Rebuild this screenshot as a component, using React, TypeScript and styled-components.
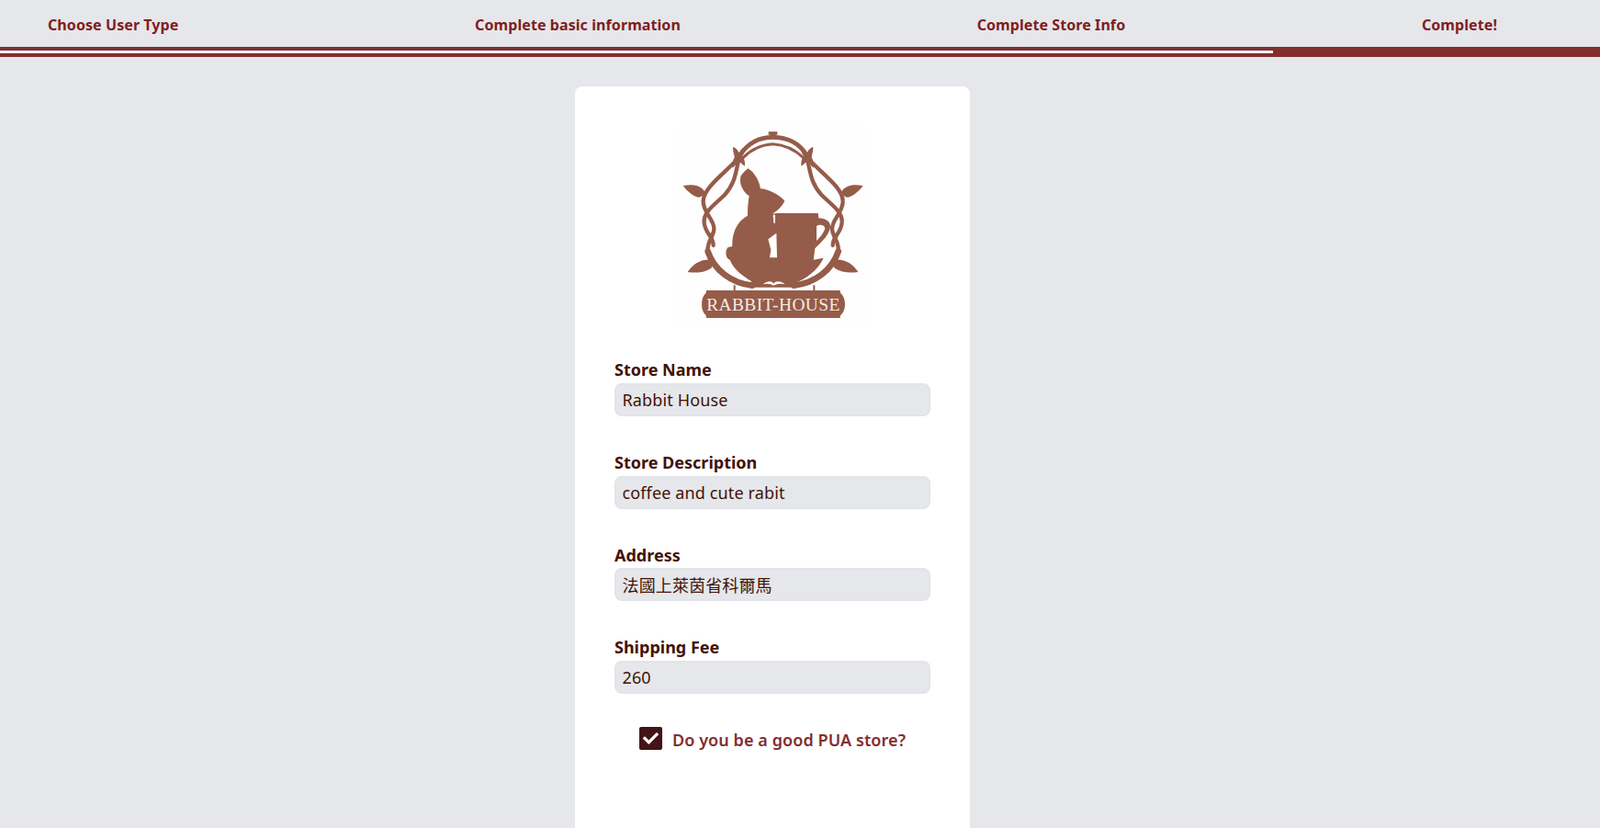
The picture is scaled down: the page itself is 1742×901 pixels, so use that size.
import React from "react"
import styled, { createGlobalStyle } from "styled-components"
import { FaCheck } from "react-icons/fa"

const GlobalStyle = createGlobalStyle`
    html, body {
        margin: 0;
        padding: 0;
        background-color: #e5e7eb;
        font-family: "Noto Sans", "Noto Sans CJK TC", sans-serif;
    }
    html { overflow: hidden; }
`

const Steps = styled.header`
    display: flex;
    justify-content: space-between;
    align-items: center;
    height: 51px;
    padding: 3px 112px 0 52px;
    box-sizing: border-box;
`

const Step = styled.span`
    font-size: 16px;
    font-weight: 700;
    letter-spacing: 0.08px;
    color: #7f1d1d;
`

const ProgressTrack = styled.div`
    height: 11px;
    padding: 4px 0;
    box-sizing: border-box;
    background-color: #822d2d;
`

const ProgressFill = styled.div`
    height: 3px;
    background-color: #f4f4f6;
`

const Main = styled.main`
    display: flex;
    justify-content: center;
    padding: 32px 60px 0 0;
`

const Card = styled.section`
    width: 430px;
    min-height: 900px;
    padding: 43px 43px 60px;
    box-sizing: border-box;
    background-color: #fff;
    border-radius: 8px 8px 0 0;
`

const LogoBox = styled.div`
    width: 215px;
    height: 215px;
    margin: 0 auto 40.34px;
    border-radius: 8px;
    background-color: #fefefe;
`

const Field = styled.label`
    display: block;
    margin-bottom: 40px;
`

const FieldName = styled.span`
    display: block;
    height: 24.67px;
    line-height: 20px;
    font-size: 18px;
    font-weight: 700;
    color: #431204;
`

const TextInput = styled.input`
    display: block;
    width: 100%;
    height: 36px;
    padding: 0 7px 0 6.5px;
    box-sizing: border-box;
    border: 2px solid #e2e4e9;
    border-radius: 8px;
    outline: none;
    background-color: #e5e7eb;
    font-family: "Noto Sans", "Noto Sans CJK TC", sans-serif;
    font-size: 18px;
    letter-spacing: 0.13px;
    color: #431204;
`

const CheckRow = styled.div`
    display: flex;
    justify-content: center;
    align-items: center;
    gap: 11px;
    margin-top: -4.34px;
`

const CheckBox = styled.span`
    display: flex;
    justify-content: center;
    align-items: center;
    width: 25px;
    height: 25px;
    border-radius: 2px;
    background-color: #441318;
    color: #fff;
    font-size: 17px;
`

const CheckLabel = styled.span`
    padding-top: 2px;
    font-size: 18px;
    font-weight: 600;
    letter-spacing: 0.08px;
    color: #822d2d;
`

const LOGO = "#955c49"

const Vine = ({ d, w = 13 }: { d: string; w?: number }) => (
    <path d={d} fill="none" stroke={LOGO} strokeWidth={w} strokeLinecap="round" />
)

const Logo = () => (
    <svg viewBox="40 35 645 645" width="215" height="215" role="img" aria-label="Rabbit House">
        {/* top arch */}
        <Vine d="M255 130 C285 85 325 72 362 72 C400 72 445 85 472 130" w={14} />
        <Vine d="M266 138 C295 108 330 96 362 94 C395 96 430 108 461 138" w={9} />
        <path fill={LOGO} d="M348 54 H377 V64 H372 V78 H353 V64 H348 Z" />
        {/* knots */}
        <circle cx="250" cy="134" r="13" fill={LOGO} />
        <circle cx="476" cy="134" r="13" fill={LOGO} />
        <path fill={LOGO} d="M232 104 C245 108 250 118 251 124 C256 114 264 108 272 104 C272 118 268 128 262 134 C268 140 272 148 271 166 C262 160 254 154 249 146 C246 156 240 164 231 172 C229 160 231 146 238 136 C234 126 232 116 232 104 Z" />
        <path fill={LOGO} d="M494 104 C481 108 476 118 475 124 C470 114 462 108 454 104 C454 118 458 128 464 134 C458 140 454 148 455 166 C464 160 472 154 477 146 C480 156 486 164 495 172 C497 160 495 146 488 136 C492 126 494 116 494 104 Z" />
        {/* side vines */}
        <Vine d="M248 142 C205 190 137 235 135 280 C133 318 172 340 170 372 C168 400 146 412 150 445" />
        <Vine d="M250 150 C240 190 238 225 205 260 C175 290 135 315 138 350 C140 385 168 395 168 425" />
        <Vine d="M478 142 C521 190 590 235 591 280 C593 318 554 340 556 372 C558 400 580 412 576 445" />
        <Vine d="M476 150 C486 190 488 225 521 260 C551 290 591 315 588 350 C586 385 558 395 558 425" />
        {/* leaves */}
        <path fill={LOGO} d="M69 231 C95 224 125 226 140 250 C135 262 128 268 118 268 C100 264 85 250 69 231 Z" />
        <path fill={LOGO} d="M657 231 C631 224 601 226 586 250 C591 262 598 268 608 268 C626 264 641 250 657 231 Z" />
        <path fill={LOGO} d="M84 512 C100 488 125 470 158 472 C166 482 168 492 160 500 C140 514 110 516 84 512 Z" />
        <path fill={LOGO} d="M641 512 C625 488 600 470 567 472 C559 482 557 492 565 500 C585 514 615 516 641 512 Z" />
        {/* outer ring of the bowl */}
        <Vine d="M150 445 C170 505 225 548 295 556" w={20} />
        <Vine d="M576 445 C556 505 501 548 431 556" w={20} />
        {/* rabbit, cup and bowl */}
        <path fill={LOGO} d="M281 174 C302 185 318 215 322 240 C345 240 385 260 401 280 C392 298 378 312 360 322 L376 320 L510 320 L512 336 C535 336 552 348 550 366 C546 392 520 415 500 435 L495 472 L528 466 C510 505 470 535 438 546 L432 562 L292 562 L292 542 C265 525 235 505 222 472 C208 468 205 445 215 432 L230 428 C228 385 246 345 280 328 C280 300 282 280 285 264 C266 250 250 225 258 198 C264 188 274 180 281 174 Z" />
        <path fill="#fff" d="M505 362 C515 355 535 358 532 372 C528 385 515 400 505 410 Z" />
        <path fill="#fff" d="M363 325 L370 325 L370 352 L365 352 Z" />
        <path fill="#fff" d="M374 385 L347 405 L356 440 L352 465 L376 465 Z" />
        <path fill="#fff" d="M330 552 C345 540 358 540 365 550 C372 540 388 540 402 552 C388 548 375 550 365 556 C355 550 342 548 330 552 Z" />
        {/* sign */}
        <path fill={LOGO} d="M234 555 H240 V572 H234 Z M494 555 H500 V572 H494 Z" />
        <path fill={LOGO} d="M145 572 H582 L583 580 C592 588 598 600 598 617 C598 634 592 646 583 654 L582 662 H145 L144 654 C135 646 130 634 130 617 C130 600 135 588 144 580 Z" />
        <text x="364" y="639" textAnchor="middle" fontFamily="'Liberation Serif', serif" fontSize="58" letterSpacing="1.4" fill="#f5ebe4">
            RABBIT-HOUSE
        </text>
    </svg>
)

const fields = [
    { name: "Store Name", value: "Rabbit House" },
    { name: "Store Description", value: "coffee and cute rabit" },
    { name: "Address", value: "法國上萊茵省科爾馬" },
    { name: "Shipping Fee", value: "260" },
]

const App = () => {
    return (
        <>
            <GlobalStyle />
            <Steps>
                <Step>Choose User Type</Step>
                <Step>Complete basic information</Step>
                <Step>Complete Store Info</Step>
                <Step>Complete!</Step>
            </Steps>
            <ProgressTrack>
                <ProgressFill style={{ width: "1386px" }} />
            </ProgressTrack>
            <Main>
                <Card>
                    <LogoBox>
                        <Logo />
                    </LogoBox>
                    {fields.map((field) => (
                        <Field key={field.name}>
                            <FieldName>{field.name}</FieldName>
                            <TextInput defaultValue={field.value} readOnly />
                        </Field>
                    ))}
                    <CheckRow>
                        <CheckBox>
                            <FaCheck />
                        </CheckBox>
                        <CheckLabel>Do you be a good PUA store?</CheckLabel>
                    </CheckRow>
                </Card>
            </Main>
        </>
    )
}

export default App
□ □ □
# The exercise:
Exclude every picture and copy the remaining data exactly.

# Written response:
Rebuild this screenshot as a component, using React, TypeScript and styled-components.
The picture is scaled down: the page itself is 1742×901 pixels, so use that size.
import React from "react"
import styled, { createGlobalStyle } from "styled-components"
import { FaCheck } from "react-icons/fa"

const GlobalStyle = createGlobalStyle`
    html, body {
        margin: 0;
        padding: 0;
        background-color: #e5e7eb;
        font-family: "Noto Sans", "Noto Sans CJK TC", sans-serif;
    }
    html { overflow: hidden; }
`

const Steps = styled.header`
    display: flex;
    justify-content: space-between;
    align-items: center;
    height: 51px;
    padding: 3px 112px 0 52px;
    box-sizing: border-box;
`

const Step = styled.span`
    font-size: 16px;
    font-weight: 700;
    letter-spacing: 0.08px;
    color: #7f1d1d;
`

const ProgressTrack = styled.div`
    height: 11px;
    padding: 4px 0;
    box-sizing: border-box;
    background-color: #822d2d;
`

const ProgressFill = styled.div`
    height: 3px;
    background-color: #f4f4f6;
`

const Main = styled.main`
    display: flex;
    justify-content: center;
    padding: 32px 60px 0 0;
`

const Card = styled.section`
    width: 430px;
    min-height: 900px;
    padding: 43px 43px 60px;
    box-sizing: border-box;
    background-color: #fff;
    border-radius: 8px 8px 0 0;
`

const LogoBox = styled.div`
    width: 215px;
    height: 215px;
    margin: 0 auto 40.34px;
    border-radius: 8px;
    background-color: #fefefe;
`

const Field = styled.label`
    display: block;
    margin-bottom: 40px;
`

const FieldName = styled.span`
    display: block;
    height: 24.67px;
    line-height: 20px;
    font-size: 18px;
    font-weight: 700;
    color: #431204;
`

const TextInput = styled.input`
    display: block;
    width: 100%;
    height: 36px;
    padding: 0 7px 0 6.5px;
    box-sizing: border-box;
    border: 2px solid #e2e4e9;
    border-radius: 8px;
    outline: none;
    background-color: #e5e7eb;
    font-family: "Noto Sans", "Noto Sans CJK TC", sans-serif;
    font-size: 18px;
    letter-spacing: 0.13px;
    color: #431204;
`

const CheckRow = styled.div`
    display: flex;
    justify-content: center;
    align-items: center;
    gap: 11px;
    margin-top: -4.34px;
`

const CheckBox = styled.span`
    display: flex;
    justify-content: center;
    align-items: center;
    width: 25px;
    height: 25px;
    border-radius: 2px;
    background-color: #441318;
    color: #fff;
    font-size: 17px;
`

const CheckLabel = styled.span`
    padding-top: 2px;
    font-size: 18px;
    font-weight: 600;
    letter-spacing: 0.08px;
    color: #822d2d;
`

const LOGO = "#955c49"

const Vine = ({ d, w = 13 }: { d: string; w?: number }) => (
    <path d={d} fill="none" stroke={LOGO} strokeWidth={w} strokeLinecap="round" />
)

const Logo = () => (
    <svg viewBox="40 35 645 645" width="215" height="215" role="img" aria-label="Rabbit House">
        {/* top arch */}
        <Vine d="M255 130 C285 85 325 72 362 72 C400 72 445 85 472 130" w={14} />
        <Vine d="M266 138 C295 108 330 96 362 94 C395 96 430 108 461 138" w={9} />
        <path fill={LOGO} d="M348 54 H377 V64 H372 V78 H353 V64 H348 Z" />
        {/* knots */}
        <circle cx="250" cy="134" r="13" fill={LOGO} />
        <circle cx="476" cy="134" r="13" fill={LOGO} />
        <path fill={LOGO} d="M232 104 C245 108 250 118 251 124 C256 114 264 108 272 104 C272 118 268 128 262 134 C268 140 272 148 271 166 C262 160 254 154 249 146 C246 156 240 164 231 172 C229 160 231 146 238 136 C234 126 232 116 232 104 Z" />
        <path fill={LOGO} d="M494 104 C481 108 476 118 475 124 C470 114 462 108 454 104 C454 118 458 128 464 134 C458 140 454 148 455 166 C464 160 472 154 477 146 C480 156 486 164 495 172 C497 160 495 146 488 136 C492 126 494 116 494 104 Z" />
        {/* side vines */}
        <Vine d="M248 142 C205 190 137 235 135 280 C133 318 172 340 170 372 C168 400 146 412 150 445" />
        <Vine d="M250 150 C240 190 238 225 205 260 C175 290 135 315 138 350 C140 385 168 395 168 425" />
        <Vine d="M478 142 C521 190 590 235 591 280 C593 318 554 340 556 372 C558 400 580 412 576 445" />
        <Vine d="M476 150 C486 190 488 225 521 260 C551 290 591 315 588 350 C586 385 558 395 558 425" />
        {/* leaves */}
        <path fill={LOGO} d="M69 231 C95 224 125 226 140 250 C135 262 128 268 118 268 C100 264 85 250 69 231 Z" />
        <path fill={LOGO} d="M657 231 C631 224 601 226 586 250 C591 262 598 268 608 268 C626 264 641 250 657 231 Z" />
        <path fill={LOGO} d="M84 512 C100 488 125 470 158 472 C166 482 168 492 160 500 C140 514 110 516 84 512 Z" />
        <path fill={LOGO} d="M641 512 C625 488 600 470 567 472 C559 482 557 492 565 500 C585 514 615 516 641 512 Z" />
        {/* outer ring of the bowl */}
        <Vine d="M150 445 C170 505 225 548 295 556" w={20} />
        <Vine d="M576 445 C556 505 501 548 431 556" w={20} />
        {/* rabbit, cup and bowl */}
        <path fill={LOGO} d="M281 174 C302 185 318 215 322 240 C345 240 385 260 401 280 C392 298 378 312 360 322 L376 320 L510 320 L512 336 C535 336 552 348 550 366 C546 392 520 415 500 435 L495 472 L528 466 C510 505 470 535 438 546 L432 562 L292 562 L292 542 C265 525 235 505 222 472 C208 468 205 445 215 432 L230 428 C228 385 246 345 280 328 C280 300 282 280 285 264 C266 250 250 225 258 198 C264 188 274 180 281 174 Z" />
        <path fill="#fff" d="M505 362 C515 355 535 358 532 372 C528 385 515 400 505 410 Z" />
        <path fill="#fff" d="M363 325 L370 325 L370 352 L365 352 Z" />
        <path fill="#fff" d="M374 385 L347 405 L356 440 L352 465 L376 465 Z" />
        <path fill="#fff" d="M330 552 C345 540 358 540 365 550 C372 540 388 540 402 552 C388 548 375 550 365 556 C355 550 342 548 330 552 Z" />
        {/* sign */}
        <path fill={LOGO} d="M234 555 H240 V572 H234 Z M494 555 H500 V572 H494 Z" />
        <path fill={LOGO} d="M145 572 H582 L583 580 C592 588 598 600 598 617 C598 634 592 646 583 654 L582 662 H145 L144 654 C135 646 130 634 130 617 C130 600 135 588 144 580 Z" />
        <text x="364" y="639" textAnchor="middle" fontFamily="'Liberation Serif', serif" fontSize="58" letterSpacing="1.4" fill="#f5ebe4">
            RABBIT-HOUSE
        </text>
    </svg>
)

const fields = [
    { name: "Store Name", value: "Rabbit House" },
    { name: "Store Description", value: "coffee and cute rabit" },
    { name: "Address", value: "法國上萊茵省科爾馬" },
    { name: "Shipping Fee", value: "260" },
]

const App = () => {
    return (
        <>
            <GlobalStyle />
            <Steps>
                <Step>Choose User Type</Step>
                <Step>Complete basic information</Step>
                <Step>Complete Store Info</Step>
                <Step>Complete!</Step>
            </Steps>
            <ProgressTrack>
                <ProgressFill style={{ width: "1386px" }} />
            </ProgressTrack>
            <Main>
                <Card>
                    <LogoBox>
                        <Logo />
                    </LogoBox>
                    {fields.map((field) => (
                        <Field key={field.name}>
                            <FieldName>{field.name}</FieldName>
                            <TextInput defaultValue={field.value} readOnly />
                        </Field>
                    ))}
                    <CheckRow>
                        <CheckBox>
                            <FaCheck />
                        </CheckBox>
                        <CheckLabel>Do you be a good PUA store?</CheckLabel>
                    </CheckRow>
                </Card>
            </Main>
        </>
    )
}

export default App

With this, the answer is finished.